La scène joue en permanence avec elle-même, sauf durant les moments purement opératiques où Didon (Judith Chemla) et Enée (Lawrence Williams) se retrouvent puis se déchirent. La mise en scène de Samuel Achache et Jeanne Candel, deux électrons libres de la scène théâtrale française, se présente sous la forme d’une succession d’intermèdes.

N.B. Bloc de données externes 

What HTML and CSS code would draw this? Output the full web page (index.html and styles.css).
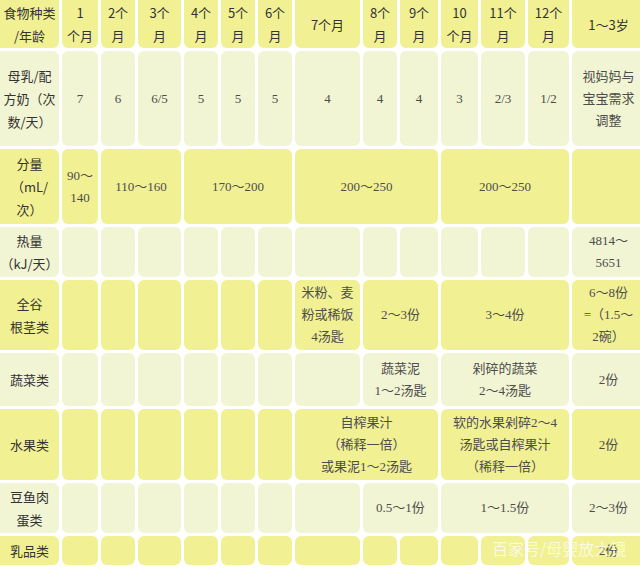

De ce fait le rythme est disparate et certaines scènes traînent en longueur ; les acteurs-chanteurs-musiciens-performeurs ont des compétences différentes, d’où une mise en valeur inégale de leurs talents, et le fait que certaines figures sont peu traitées (voire pas du tout) : par exemple, les deux femmes (Jeanne et Marion Sicre) qui ne jouent pas Didon sont suspendues dans des rôles flous.

La musique, elle, part de Purcell et fait des embardées du côté de l’improvisation, à l’image du spectacle entier. On retrouve Clément Janinet au violon (Radiation 10), Olivier Laisney à la trompette (Oxyd), Matthieu Bloch à la contrebasse (Nagual Orchestra, dont font également partie Florent Hubert et Olivier Laisney) et Thibault Perriard à la batterie (Oxyd). Mise en jeu et en espace au même titre que les acteurs, elle contribue structurellement à la tromperie du crocodile. Empêchée, cachée ou montrée, exhibée, elle participe de la dramaturgie d’ensemble. Ce travail théâtral et musical profond, réussi, et qui ne se prend pas au sérieux, est à rapprocher des plus grands - Heiner Gœbbels, déjà cité, François Verret ou encore Alexis Forestier, tous artistes qui s’approprient la scène comme un espace total où la musique n’est pas périphérique, et encore moins cantonnée à un rôle de folklore décoratif. Rare et précieux.